Building a Robust Detection Workflow (B2B-Focused)
A robust workflow is not about "monitoring writers". It standardises checks to prevent costly errors and protect the brand. In B2B, typical risks include inaccuracies, unsubstantiated claims, compliance (legal/regulatory), and loss of credibility. The right design: automate triage, keep humans for arbitration and evidence validation.
Define the Use Case: Compliance, Editorial Quality, Legal Risk, Reputation
Before you try to detect AI-generated content, clarify what you want to avoid. Use a simple framework:
- Compliance: regulated sectors, mandatory notices, claims that require substantiation.
- Quality: accuracy, clarity, depth, non-redundancy, freshness.
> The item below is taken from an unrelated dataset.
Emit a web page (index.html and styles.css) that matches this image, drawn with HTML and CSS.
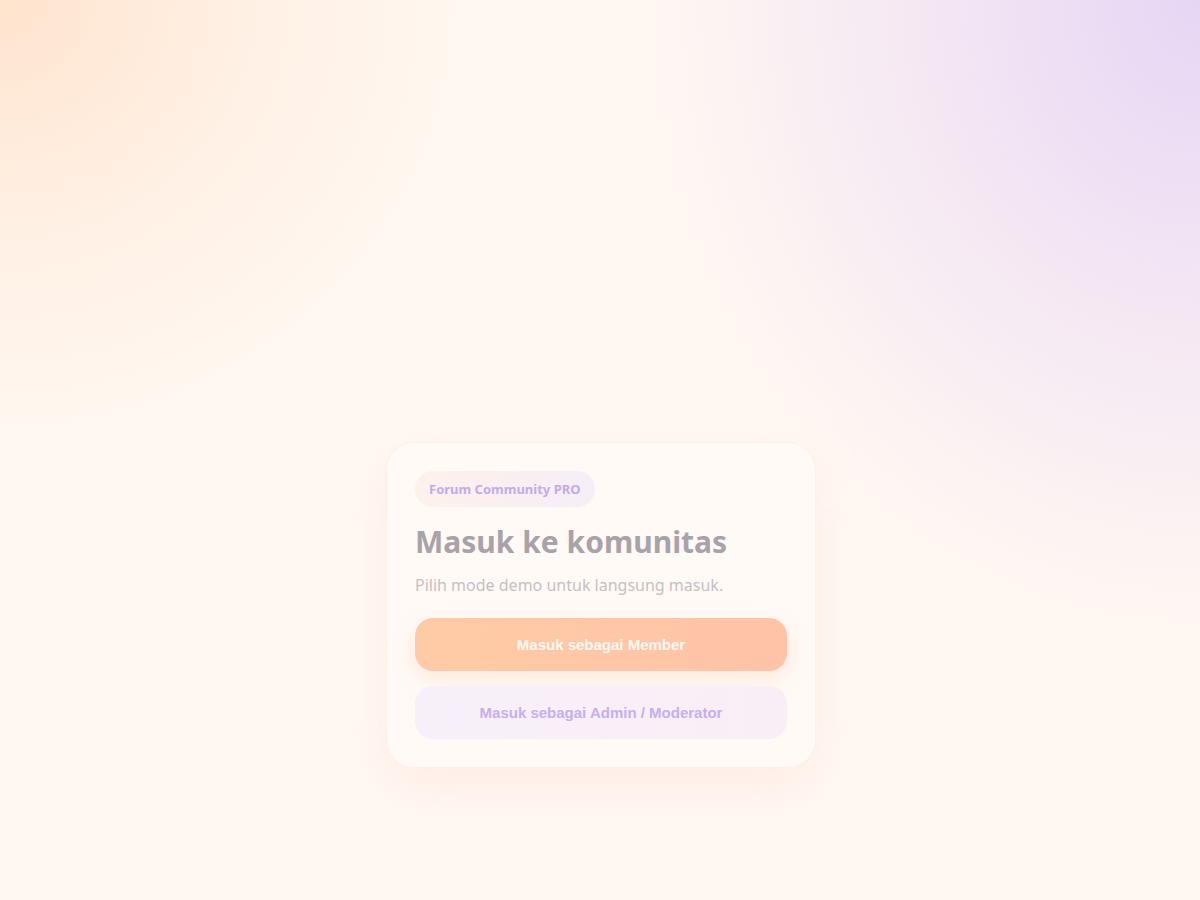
FILE: index.html
```html
<!DOCTYPE html>
<html lang="id">
<head>
<meta charset="utf-8">
<title>Masuk ke komunitas</title>
<link rel="stylesheet" href="styles.css">
</head>
<body>
<main class="page">
  <section class="card">
    <span class="badge">Forum Community PRO</span>
    <h1 class="title">Masuk ke komunitas</h1>
    <p class="subtitle">Pilih mode demo untuk langsung masuk.</p>
    <div class="actions">
      <button class="btn btn-primary">Masuk sebagai Member</button>
      <button class="btn btn-secondary">Masuk sebagai Admin / Moderator</button>
    </div>
  </section>
</main>
</body>
</html>
```
FILE: styles.css
```css
* { box-sizing: border-box; }
html, body { margin: 0; height: 100%; }
body {
  background:
    radial-gradient(ellipse 560px 640px at 100% 0%, rgba(230, 214, 245, 1) 0%, rgba(238, 222, 244, 0.7) 45%, rgba(255, 248, 242, 0) 100%),
    radial-gradient(ellipse 500px 470px at 0% 0%, rgba(255, 228, 206, 1) 0%, rgba(255, 234, 218, 0.55) 50%, rgba(255, 248, 242, 0) 100%),
    #fff8f2;
  font-family: "Noto Sans", "Open Sans", sans-serif;
}
.page {
  min-height: 100vh;
  padding: 310px 0 0 2px;
  display: grid;
  place-items: center;
}
.card {
  width: 430px;
  padding: 28px;
  background: #fffaf6;
  border: 1px solid rgba(255, 236, 228, 0.8);
  border-radius: 28px;
  box-shadow: 0 18px 50px rgba(250, 210, 200, 0.28);
  display: flex;
  flex-direction: column;
  align-items: flex-start;
}
.badge {
  display: inline-flex;
  align-items: center;
  height: 36px;
  padding: 0 14px;
  border-radius: 999px;
  background: linear-gradient(90deg, #fdf1ea, #f6eef8);
  color: #c3aaee;
  font-size: 13px;
  font-weight: 700;
}
.title {
  margin: 14px 0 0;
  font-size: 30px;
  line-height: 42px;
  font-weight: 700;
  color: #a9a2a9;
}
.subtitle {
  margin: 10px 0 0;
  font-size: 16px;
  line-height: 24px;
  color: #c6bfc3;
}
.actions {
  align-self: stretch;
  margin-top: 21px;
  display: flex;
  flex-direction: column;
  gap: 15px;
}
.btn {
  height: 53px;
  border: 0;
  border-radius: 18px;
  font-family: "Liberation Sans", Arial, sans-serif;
  font-size: 15px;
  font-weight: 700;
}
.btn-primary {
  background: linear-gradient(100deg, #ffcba5, #ffc3a9);
  color: #fff8f2;
  box-shadow: 0 8px 22px rgba(255, 200, 170, 0.35);
}
.btn-secondary {
  background: linear-gradient(100deg, #f7f0fa, #faeef6);
  color: #c6aef2;
}
```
- Legal risk: plagiarism, copyright, defamation, sensitive data.
- Reputation risk: visible mistakes, hallucinations, vague promises.
Standardise Decision Thresholds: When to Escalate, Accept, or Rewrite
A single threshold of "AI or not" is rarely usable. Instead, adopt a three-tier policy driven by risk and page type:
- Accept: low-risk content + evidence present + coherence OK.
- Escalate: uncertain score or sensitive content → expert review + source checks.
- Rewrite: missing evidence, generic wording, inconsistencies → structural revision + verifiable data.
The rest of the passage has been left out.